UTILISATION DES «MEGA DONNEES» PAR LE CANDIDAT MACKY SALL
Enfin, a en croire l’ASUTIC, «les données personnelles de 3 600 000 parrains collectées par le candidat Macky Sall ne peuvent pas être traitées dans un fichier Excel car le nombre maximum de lignes dans Excel est de 1 048 576 lignes donc nécessairement, un logiciel de campagne électorale a été utilisée. Il a été ainsi révélé que le candidat de la coalition au pouvoir avait recruté un conseiller en «Analyse de données» la société Française Spallian. « Le candidat Macky Sall voyait dans l’utilisation des «méga données» un atout stratégique indispensable pour sa réélection » dixit Spallian. Spallian accompagna, ainsi, Macky Sall dans sa dernière campagne présidentielle, le conseillant, après avoir travaillé en amont sur les «Big Data». Suffisant pour que l’ASUTIC en arrive ainsi donc à la conclusion que «la victoire au 1er tour du candidat au pouvoir lors de l’élection présidentielle du 24 février 2019 n’a été que la consécration d’une stratégie électorale pilotée par la société française Spallian basée sur le «Big data». Une tricherie électorale organisée en amont par la Société Française Spallian, véritable receleur de données personnelles collectées illégalement au Sénégal».
LES MANQUEMENTS DE LA CDP
Cependant, fait-elle remarquer, «l’intégrité de l’élection présidentielle n’aurait pas été entachée, si la Commission de Données Personnelles (CDP), autorité administrative indépendante, s’était montrée garante du traitement à des fins spécifiques, licites, loyales et transparentes des données personnelles des électeurs sénégalais. Il n’en fut rien et la campagne de collecte des parrains s’est déroulée dans l’illégalité la plus totale. Ainsi, les manquements de la CDP ont permis aux candidats de se doter de leurs propres bases de données sur des électeurs».Par ailleurs, indique-t-on dans le texte, il ressort de leurs rapports que les observateurs nationaux, régionaux et internationaux de l’élection présidentielle du 24 février 2019 «ne semblent pas avoir saisi les risques de manipulation du processus électoral liés à la collecte et le traitement des données personnelles en contexte politique et électorale. En effet, dans aucun des rapports publiés par les observateurs (Collectif des organisations de la société civile pour les élections (COSCE), regroupé avec la Plateforme des Acteurs Non Etatiques (PFANE) autour du programme Sunu élection, la CENA, la CEDEAO, l’Union Africaine (UA), de la Francophonie, l’Union Européenne, une Coalition de partis politiques d’opposition ne figure la problématique liée à la collecte et au traitement des données personnelles lors de l’élection présidentielle du 24 Février 2019».

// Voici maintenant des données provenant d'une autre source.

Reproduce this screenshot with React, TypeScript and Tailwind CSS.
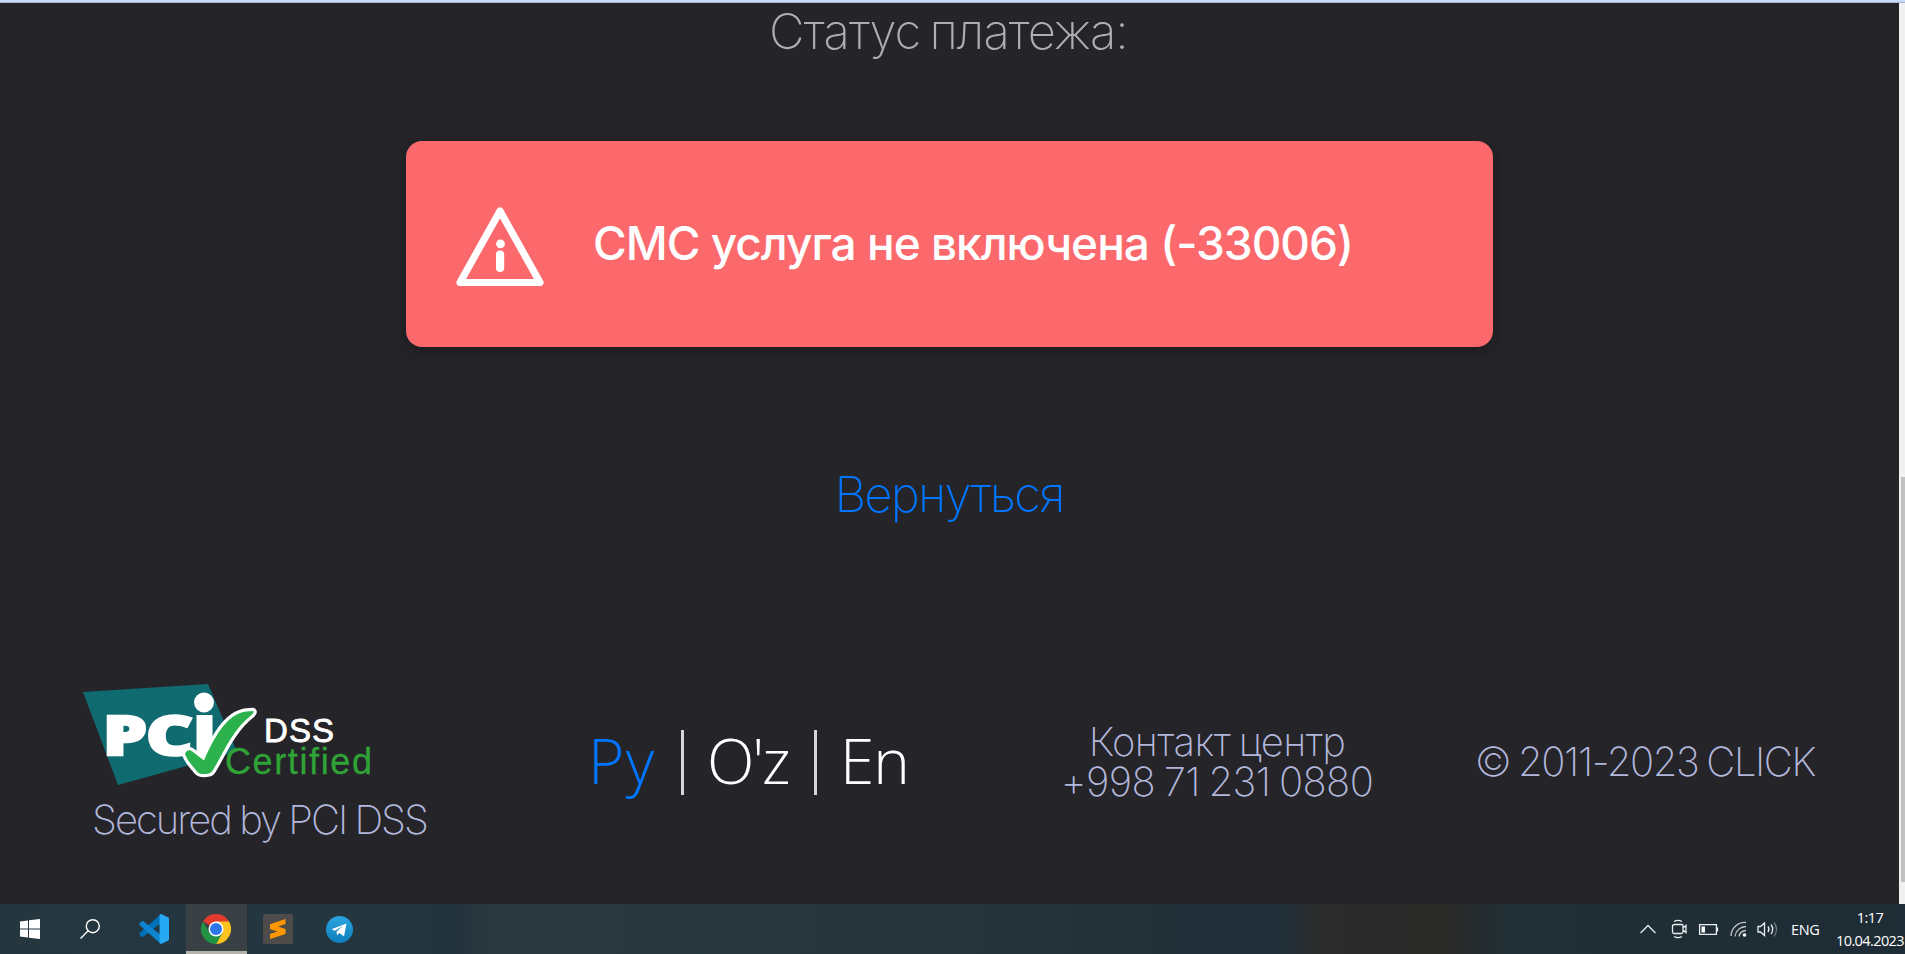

URGENTE NECESSITE DE DECONSTRUIRE LA STRATEGIE INCRIMINEE
En outre, alerte l’ASUTIC, «cette stratégie électorale basée sur la collecte de données personnelles des Sénégalais pour identifier et localiser de potentiels électeurs économiquement vulnérables, dont l’opinion politique peut être facilement manipulée par un discours politique ultra ciblée, complété par des visites de proximité, du porte à porte sur fond de distribution massive d’argent est en train d’être consolidée en perspectives de prochaines élections au Sénégal», prévient-elle. Et de poursuivre que «la démocratie dépend de la place publique, d’un débat ouvert et collectif, aussi, toute stratégie électorale basée sur la collecte et le traitement des données personnelles des citoyens à des fins de profilage politique, contourne la place publique et porte atteinte à la transparence et à l’intégrité du processus électoral». Aussi, «il y a l’urgente nécessité d’actions immédiates pour déconstruire cette stratégie électorale aux fins de préserver la démocratie par des élections libres, transparentes et inclusives», conclut-on dans le document.